Paul’s wife and child are currently without support and his defense committee still needs funds. Contributions may be sent to: Paul Jacob Defense Fund, PO Box 15724, Little Rock, AR 72231, 501-370-0439.

Paul may be out of prison by Christmas or even Thanksgiving, but in the meantime he can be reached att: Paul Jacob No. 17429-009, Federal Correctional Institution, Seagoville, TX 75159. Send him letters, your papers, and your zines.


The Clydeside anarchist group recently received fines totalling $4000 for their occupation, during the miners’ strike, of the offices of Price Waterhouse, the firm of accountants which carried out the sequestration of N.U.M. (the mineworkers’ union) money. Several Scottish libertarian groups are setting up a Clydeside Anarchists Appeal Fund, c/o Clydeside Press, 53, Cochrane St., Glasgow G1 Scotland. Checks should be made out to Autonomy Books.

The Polish Workers Solidarity Committee has initiated a campaign in support of Robert Chechlacz and Tomek Lupanov, two young Poles condemned in September 1982 to 25 and 13 years of prison, respectively, for acts of resistance against the martial law regime.

Shortly after the proclamation of a state of war in Poland, the two men tried to form a clandestine resistance group in the belief that armed insurrection was approaching. They began by distributing tracts, and disarmed two soldiers with the intention of freeing Solidarnosc prisoners held in Bialoleka jail. In February 1982 they accidentally wounded a militiaman while attempting to take away his weapon. Although the authorities declared the militia sergeant out of danger the next day, he died five days later, and Chechlacz and Lupanov were charged in his death. The amnesty proclaimed by the government in July 1984 only decreased Tomek’s sentence by one year. A movement for their liberation exists in Poland, even among the prisoners of the Bialoleka jail. Support for Robert and Tomek in North America is being organized by the Polish Workers Solidarity Committee, P.O. Box 284, Main Station, St. Catherines, Ontario L2R 6T7 Canada.

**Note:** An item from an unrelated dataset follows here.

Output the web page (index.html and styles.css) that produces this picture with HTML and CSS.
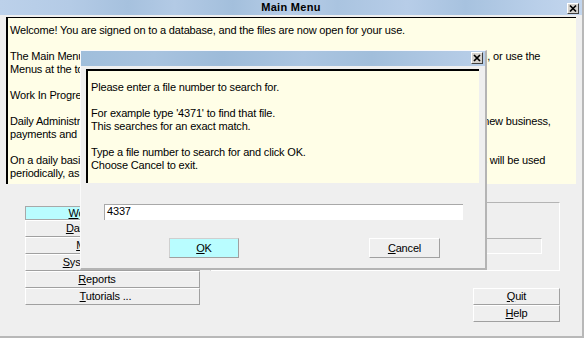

May 1986 will see the end result of two years of work by anarchists around Australia in the creation of the Australian Anarchist Centenary Celebrations to be held in Melbourne from May 1st to the 4th Conference organizers hope to illustrate the depth of anarchist ideas by holding this festival of film and culture and a forum for the development and exchange of ideas among the wide variety of people who identify themselves as anarchists.

While commemorating historical events such as May Day, the 50th anniversary of the Spanish revolution and the Haymarket Tragedy, the focus of the gathering is to be the relevance of anarchist ideas to our current lives and society.

The conference organizers are hoping to attract a large international attendance and you can reach them for further information at: AACCC, P.O. Box 20, Parkville, 3052, Melbourne, Australia.

Noel and Marie Murray, two anarchists framed for murdering a cop in Dublin in 1975 and sentenced to life imprisonment by the Irish state, have recently lost their case for conjugal rights in the Dublin court. (See FE Fall ’84)

Noel and Marie were married four months before their arrest and have spent the last few years incarcerated in Limerick Jail, Limerick, Ireland, able to see each other occasionally but not allowed their right to a family.

The Murrays now hope to take their case one step further on to a higher court and, if that fails, to the European Court of Human Rights.

Supporters wish to have their case widely publicized and urge others to write the Murrays, separately, at: Limerick Gaol, Limerick, Ireland.

The Twin Cities Anarchists have announced the opening of The Back Room Anarchist Center which is located at: 3200 Chicago Ave. S., Mpls, MN 55407.